One thing I love about the English language is how words can take on multiple meanings depending on the context used. Anxious is an example of such words.
It can mean feeling or showing worry, nervousness or unease about something with an uncertain outcome. Or it can also mean very eager or concerned to do something or for something to happen. Both meanings of the word definitely describe me.
I like to be in control. I think part of it is your typical firstborn personality; we tend to be rather bossy motherfuckers. But another part of it stems from my childhood. I grew up in a very violent household. I never knew which mood my father would come home in and always walked on eggshells as a good mood would change in the blink of an eye. Once I was old enough to understand how his volatile temperament impacted my childhood I began to avoid being in situations where the outcome is uncertain.
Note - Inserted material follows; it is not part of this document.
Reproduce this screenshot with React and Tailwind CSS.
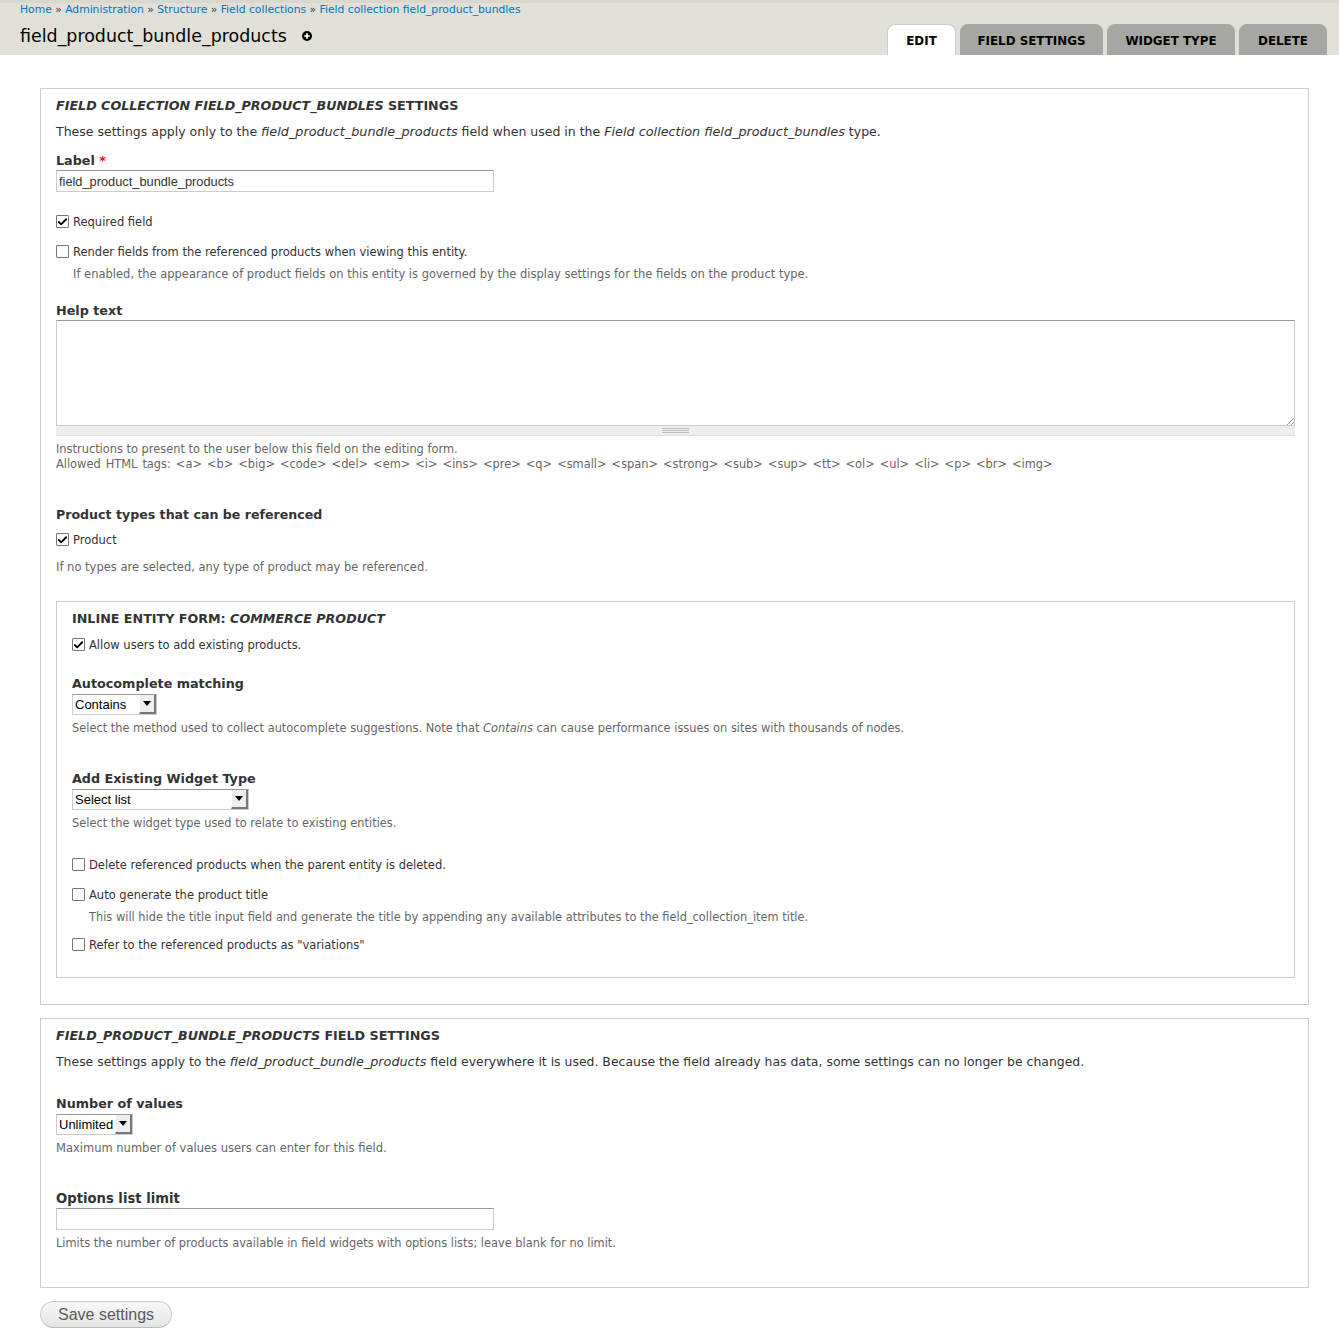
import { Check } from 'lucide-react';

const Crumb = ({ children }) => <a className="text-[#0074bd]">{children}</a>;
const Sep = () => <span className="text-[#333]"> » </span>;

const Tab = ({ active, width, children }) => (
  <div
    className={
      active
        ? `${width} h-[31px] pt-[3px] rounded-t-lg bg-white border-x border-t border-[#ccc] flex items-center justify-center text-black text-[11.9px] font-bold uppercase`
        : `${width} h-[31px] pt-[4px] rounded-t-lg bg-[#a6a7a2] flex items-center justify-center text-black text-[11.9px] font-bold uppercase`
    }
  >
    {children}
  </div>
);

const Legend = ({ children }) => (
  <div className="h-4 leading-4 text-[12.7px] font-bold uppercase text-[#333]">{children}</div>
);

const FieldLabel = ({ size = 'text-[12.75px]', children }) => (
  <div className={`h-4 leading-4 ${size} font-bold text-[#333]`}>{children}</div>
);

const Desc = ({ size = 'text-[11.4px]', children, className = '' }) => (
  <div className={`h-[15px] leading-[17px] ${size} text-[#666] ${className}`}>{children}</div>
);

const Checkbox = ({ checked, children }) => (
  <div className="h-[15px] flex items-center gap-[4px] text-[11.5px] text-[#333]">
    <span className="w-[13px] h-[13px] border border-[#767676] rounded-[1px] bg-white flex items-center justify-center">
      {checked && <Check size={12} strokeWidth={4} className="text-black" />}
    </span>
    <span className="pt-[2px]">{children}</span>
  </div>
);

const TextBox = ({ value }) => (
  <div className="w-[438px] h-[22px] border border-[#ccc] border-t-[#999] bg-white px-[2px] leading-[21px] text-[12.8px] text-[#333] font-['Liberation_Sans',sans-serif]">
    {value}
  </div>
);

const Select = ({ width, children }) => (
  <div
    className={`${width} h-[21px] border border-[#ccc] border-t-[#999] bg-white flex items-center justify-between pl-[2px] text-[13px] text-black font-['Liberation_Sans',sans-serif]`}
  >
    <span>{children}</span>
    <span className="w-[17px] h-[19px] bg-[#eee] border-r-2 border-b-2 border-[#777] border-l border-l-white flex items-center justify-center">
      <svg width="8" height="5" viewBox="0 0 8 5">
        <path d="M0 0h8L4 5z" fill="#000" />
      </svg>
    </span>
  </div>
);

export default function App() {
  return (
    <div className="w-[1339px] h-[1339px] overflow-hidden bg-white font-['DejaVu_Sans',sans-serif] text-[#333]">
      <header className="h-[55px] bg-[#e0e0d8] border-t-[3px] border-[#d8d8d0] flex justify-between pl-5 pr-3">
        <div>
          <div className="mt-px h-3 leading-3 text-[10.76px] whitespace-pre">
            <Crumb>Home</Crumb>
            <Sep />
            <Crumb>Administration</Crumb>
            <Sep />
            <Crumb>Structure</Crumb>
            <Sep />
            <Crumb>Field collections</Crumb>
            <Sep />
            <Crumb>Field collection field_product_bundles</Crumb>
          </div>
          <div className="mt-2 flex items-center gap-[15px] text-black text-[17.45px] leading-6">
            <span>field_product_bundle_products</span>
            <svg width="10" height="10" viewBox="0 0 10 10">
              <circle cx="5" cy="5" r="5" fill="#000" />
              <path d="M5 2.2v5.6M2.2 5h5.6" stroke="#fff" strokeWidth="1.7" />
            </svg>
          </div>
        </div>
        <nav className="flex items-end gap-[4px]">
          <Tab active width="w-[69px]">Edit</Tab>
          <Tab width="w-[143px]">Field settings</Tab>
          <Tab width="w-[128px]">Widget type</Tab>
          <Tab width="w-[88px]">Delete</Tab>
        </nav>
      </header>

      <main className="pl-10 pr-[30px] pt-[33px]">
        <section className="h-[917px] border border-[#ccc] pl-[15px] pr-[13px] pt-[9px]">
          <Legend>
            <em>Field collection field_product_bundles</em> settings
          </Legend>
          <p className="mt-[10px] h-4 leading-4 text-[12.5px]">
            These settings apply only to the <em className="text-[12.8px]">field_product_bundle_products</em> field when used in the{' '}
            <em className="text-[12.8px]">Field collection field_product_bundles</em> type.
          </p>
          <div className="mt-[13px]">
            <FieldLabel>
              Label <span className="text-[#f00]">*</span>
            </FieldLabel>
          </div>
          <div className="mt-px">
            <TextBox value="field_product_bundle_products" />
          </div>
          <div className="mt-[22px]">
            <Checkbox checked>Required field</Checkbox>
          </div>
          <div className="mt-[15px]">
            <Checkbox>Render fields from the referenced products when viewing this entity.</Checkbox>
          </div>
          <Desc size="text-[11.5px]" className="mt-[7px] pl-[17px]">
            If enabled, the appearance of product fields on this entity is governed by the display settings for the fields on the product type.
          </Desc>
          <div className="mt-[22px]">
            <FieldLabel>Help text</FieldLabel>
          </div>
          <div className="relative mt-px h-[106px] border border-[#ccc] border-t-[#999] bg-white">
            <svg width="8" height="8" viewBox="0 0 8 8" className="absolute right-0 bottom-0">
              <path d="M1 8l7-7M5 8l3-3" stroke="#999" strokeWidth="1" />
            </svg>
          </div>
          <div className="h-[10px] bg-[#eee] border-b border-[#ddd] flex justify-center pt-[2px]">
            <div className="w-[27px] h-[5px] border-y border-[#bbb] flex items-center">
              <div className="w-full h-px bg-[#bbb]" />
            </div>
          </div>
          <Desc className="mt-[5px]">Instructions to present to the user below this field on the editing form.</Desc>
          <Desc className="[word-spacing:1.4px]">
            Allowed HTML tags: &lt;a&gt; &lt;b&gt; &lt;big&gt; &lt;code&gt; &lt;del&gt; &lt;em&gt; &lt;i&gt; &lt;ins&gt; &lt;pre&gt; &lt;q&gt; &lt;small&gt; &lt;span&gt; &lt;strong&gt; &lt;sub&gt; &lt;sup&gt; &lt;tt&gt; &lt;ol&gt; &lt;ul&gt; &lt;li&gt; &lt;p&gt; &lt;br&gt; &lt;img&gt;
          </Desc>
          <div className="mt-[36px]">
            <FieldLabel size="text-[12.6px]">Product types that can be referenced</FieldLabel>
          </div>
          <div className="mt-[9px]">
            <Checkbox checked>Product</Checkbox>
          </div>
          <Desc size="text-[11.5px]" className="mt-[12px]">If no types are selected, any type of product may be referenced.</Desc>

          <section className="mt-[27px] h-[377px] border border-[#ccc] px-[15px] pt-[9px]">
            <Legend>
              Inline Entity Form: <em>Commerce Product</em>
            </Legend>
            <div className="mt-[10px]">
              <Checkbox checked>Allow users to add existing products.</Checkbox>
            </div>
            <div className="mt-[24px]">
              <FieldLabel>Autocomplete matching</FieldLabel>
            </div>
            <div className="mt-[2px]">
              <Select width="w-[85px]">Contains</Select>
            </div>
            <Desc className="mt-[5px]">
              Select the method used to collect autocomplete suggestions. Note that <em>Contains</em> can cause performance issues on sites with thousands of nodes.
            </Desc>
            <div className="mt-[36px]">
              <FieldLabel>Add Existing Widget Type</FieldLabel>
            </div>
            <div className="mt-[2px]">
              <Select width="w-[177px]">Select list</Select>
            </div>
            <Desc className="mt-[5px]">Select the widget type used to relate to existing entities.</Desc>
            <div className="mt-[27px]">
              <Checkbox>Delete referenced products when the parent entity is deleted.</Checkbox>
            </div>
            <div className="mt-[15px]">
              <Checkbox>Auto generate the product title</Checkbox>
            </div>
            <Desc className="mt-[7px] pl-[17px]">
              This will hide the title input field and generate the title by appending any available attributes to the field_collection_item title.
            </Desc>
            <div className="mt-[13px]">
              <Checkbox>Refer to the referenced products as "variations"</Checkbox>
            </div>
          </section>
        </section>

        <section className="mt-[13px] h-[270px] border border-[#ccc] pl-[15px] pr-[13px] pt-[9px]">
          <Legend>
            <em>field_product_bundle_products</em> field settings
          </Legend>
          <p className="mt-[10px] h-4 leading-4 text-[12.44px]">
            These settings apply to the <em className="text-[12.8px]">field_product_bundle_products</em> field everywhere it is used. Because the field already has data, some settings can no longer be changed.
          </p>
          <div className="mt-[26px]">
            <FieldLabel>Number of values</FieldLabel>
          </div>
          <div className="mt-[2px]">
            <Select width="w-[77px]">Unlimited</Select>
          </div>
          <Desc size="text-[11.5px]" className="mt-[5px]">Maximum number of values users can enter for this field.</Desc>
          <div className="mt-[36px]">
            <FieldLabel size="text-[13.2px]">Options list limit</FieldLabel>
          </div>
          <div className="mt-px">
            <TextBox />
          </div>
          <Desc size="text-[11.4px]" className="mt-[5px]">Limits the number of products available in field widgets with options lists; leave blank for no limit.</Desc>
        </section>

        <button className="mt-[13px] w-[132px] h-[27px] pt-px rounded-[14px] border border-[#ccc] border-b-[#bbb] bg-gradient-to-b from-[#f8f8f8] to-[#e4e4e4] text-[16px] leading-none text-[#5a5a5a] font-['Liberation_Sans',sans-serif]">
          Save settings
        </button>
      </main>
    </div>
  );
}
Being in control of situations helps me feel as far removed as possible from that powerless little girl.
I am also usually eager for things to get underway. Patience is not my strong suit and I do not understand why it is a virtue. Haraka haraka haina baraka. Why though? What is so wrong in having a sense of urgency?
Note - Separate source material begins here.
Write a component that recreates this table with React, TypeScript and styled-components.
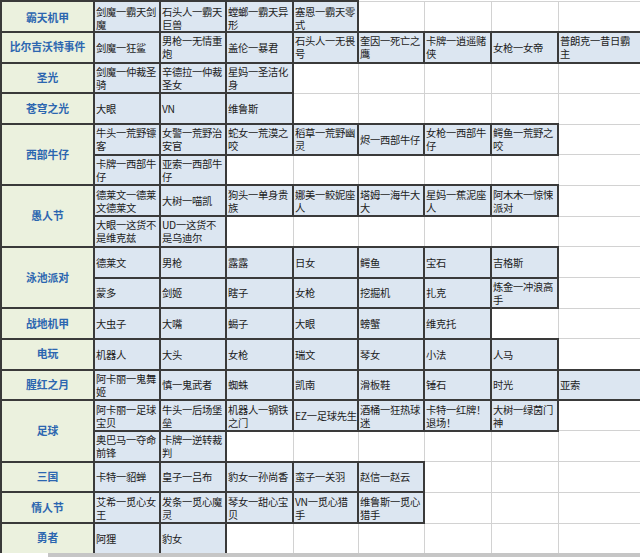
import React from "react";
import styled, { createGlobalStyle } from "styled-components";

type Group = { name: string; rows: string[][] };

const groups: Group[] = [
    { name: "霸天机甲", rows: [["剑魔一霸天剑魔", "石头人一霸天巨兽", "螳螂一霸天异形", "塞恩一霸天零式"]] },
    {
        name: "比尔吉沃特事件",
        rows: [["剑魔一狂鲨", "男枪一无情重炮", "盖伦一暴君", "石头人一无畏号", "奎因一死亡之鹰", "卡牌一逍遥赌侠", "女枪一女帝", "普朗克一昔日霸主"]],
    },
    { name: "圣光", rows: [["剑魔一仲裁圣骑", "辛德拉一仲裁圣女", "星妈一圣洁化身"]] },
    { name: "苍穹之光", rows: [["大眼", "VN", "维鲁斯"]] },
    {
        name: "西部牛仔",
        rows: [
            ["牛头一荒野镖客", "女警一荒野治安官", "蛇女一荒漠之咬", "稻草一荒野幽灵", "烬一西部牛仔", "女枪一西部牛仔", "鳄鱼一荒野之咬"],
            ["卡牌一西部牛仔", "亚索一西部牛仔"],
        ],
    },
    {
        name: "愚人节",
        rows: [
            ["德莱文一德莱文德莱文", "大树一喵凯", "狗头一单身贵族", "娜美一鲛妮座人", "塔姆一海牛大大", "星妈一蕉泥座人", "阿木木一惊悚派对"],
            ["大眼一这货不是维克兹", "UD一这货不是乌迪尔"],
        ],
    },
    {
        name: "泳池派对",
        rows: [
            ["德莱文", "男枪", "露露", "日女", "鳄鱼", "宝石", "吉格斯"],
            ["蒙多", "剑姬", "瞎子", "女枪", "挖掘机", "扎克", "炼金一冲浪高手"],
        ],
    },
    { name: "战地机甲", rows: [["大虫子", "大嘴", "蝎子", "大眼", "螃蟹", "维克托"]] },
    { name: "电玩", rows: [["机器人", "大头", "女枪", "瑞文", "琴女", "小法", "人马"]] },
    { name: "腥红之月", rows: [["阿卡丽一鬼舞姬", "慎一鬼武者", "蜘蛛", "凯南", "滑板鞋", "锤石", "时光", "亚索"]] },
    {
        name: "足球",
        rows: [
            ["阿卡丽一足球宝贝", "牛头一后场堡垒", "机器人一钢铁之门", "EZ一足球先生", "酒桶一狂热球迷", "卡特一红牌！退场！", "大树一绿茵门神"],
            ["奥巴马一夺命前锋", "卡牌一逆转裁判"],
        ],
    },
    { name: "三国", rows: [["卡特一貂蝉", "皇子一吕布", "豹女一孙尚香", "蛮子一关羽", "赵信一赵云"]] },
    { name: "情人节", rows: [["艾希一觅心女王", "发条一觅心魔灵", "琴女一甜心宝贝", "VN一觅心猎手", "维鲁斯一觅心猎手"]] },
    { name: "勇者", rows: [["阿狸", "豹女"]] },
];

const colWidths = [93, 66, 66, 67, 65, 66, 67, 67, 83];

export default function App() {
    return (
        <>
            <GlobalStyle />
            <Window>
                <SheetArea>
                    <Sheet>
                        <colgroup>
                            {colWidths.map((w, i) => (
                                <col key={i} style={{ width: w }} />
                            ))}
                        </colgroup>
                        <tbody>
                            {groups.map((g, gi) =>
                                g.rows.map((row, ri) => (
                                    <Row key={`${gi}-${ri}`} $first={gi === 0}>
                                        {ri === 0 && <CatCell rowSpan={g.rows.length}>{g.name}</CatCell>}
                                        {Array.from({ length: 8 }).map((_, ci) => {
                                            const text = row[ci] ?? "";
                                            return (
                                                <DataCell key={ci} $filled={text !== ""} $last={ci === 7}>
                                                    {text}
                                                </DataCell>
                                            );
                                        })}
                                    </Row>
                                ))
                            )}
                        </tbody>
                    </Sheet>
                </SheetArea>
                <ScrollStrip>
                    <ScrollCorner />
                    <ScrollTrack />
                </ScrollStrip>
            </Window>
        </>
    );
}

const GlobalStyle = createGlobalStyle`
    html, body {
        margin: 0;
        padding: 0;
        background: #ffffff;
        overflow: hidden;
    }
    body {
        font-family: "Noto Sans CJK SC", "Noto Sans", sans-serif;
    }
`;

const Window = styled.div`
    display: flex;
    flex-direction: column;
    width: 640px;
    height: 557px;
    overflow: hidden;
`;

const SheetArea = styled.div`
    flex: 1;
    overflow: hidden;
`;

const Sheet = styled.table`
    border-collapse: collapse;
    table-layout: fixed;
    width: 640px;
`;

const Row = styled.tr<{ $first: boolean }>`
    height: 30.7px;

    td {
        padding-top: ${(p) => (p.$first ? "3px" : "0")};
    }
`;

const CatCell = styled.td`
    background: #ebf1de;
    border: 2px solid #3a3a3a;
    color: #2c66b0;
    font-weight: 700;
    font-size: 10.8px;
    line-height: 13px;
    text-align: center;
    vertical-align: middle;
    overflow: hidden;
`;

const DataCell = styled.td<{ $filled: boolean; $last: boolean }>`
    background: ${(p) => (p.$filled ? "#dce6f1" : "#ffffff")};
    border: ${(p) => (p.$filled ? "2px solid #3a3a3a" : "1px solid #d2d2d2")};
    color: #1c1c1c;
    font-size: 10.3px;
    letter-spacing: -0.3px;
    line-height: 13px;
    padding: 0 ${(p) => (p.$last ? "4px" : "0")} 0 1px;
    vertical-align: middle;
    text-align: left;
    word-break: break-all;
    overflow: hidden;
`;

const ScrollStrip = styled.div`
    display: flex;
    height: 4px;
`;

const ScrollCorner = styled.div`
    width: 48px;
    background: #ffffff;
`;

const ScrollTrack = styled.div`
    flex: 1;
    background: #c6c6c6;
`;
While I am an anxious person by nature, I am also a critical thinker. So I usually have measures in place when I start to feel overwhelmed, which might explain why I never suffered from anxiety until I started writing 31 on 13. It was a daunting, demanding goal that had me feeling anxious 80% of the time, at least until I was two-thirds through. My stomach would feel knotted, I would get an upset stomach and from time to time I felt like something was pressing down on my chest. I remember one Sunday in October I was at a restaurant having brunch as I wrote. I texted my BFF and told her “either I am having low-key food poisoning or I am suffering from anxiety.” Although the writing is less laborious this year (phew!) the projects I have planned are even more daunting than 31 on 13. I have set some big, scary ass goals that can easily overwhelm me if I am not careful.
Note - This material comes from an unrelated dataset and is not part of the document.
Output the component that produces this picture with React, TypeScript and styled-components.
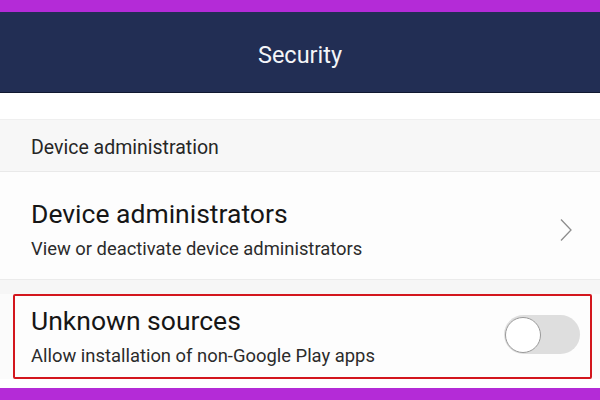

I am more prepared this year though thanks to this post a friend shared on their WhatsApp story:
Before I saw that post I could not articulate why I am able to ruminate on challenges so well. What usually happens is that I spend time actively seeking a creative solution before shifting it to the back of my brain for it to ruminate on. I am specific with the word ruminate as my creative process makes me think of chewing the cud (the way a cow brings up partially digested food from the stomach for another chew). Almost all my “Aha!” moments come to me like cud (lol) and before I could not articulate it other than saying my brain ruminates on challenges well. Now I know that when you make your problems concrete, your brain does what it does best.
I decided to take that piece of advice for my 2019 goals. I wrote them down in two different notebooks, one for the personal goals and the other for the blog projects. I have set aside specific times during the week to work on both sets of goals so that my brain can ruminate on them when I am doing other things. Anxiety can fuck all the way off in 2019!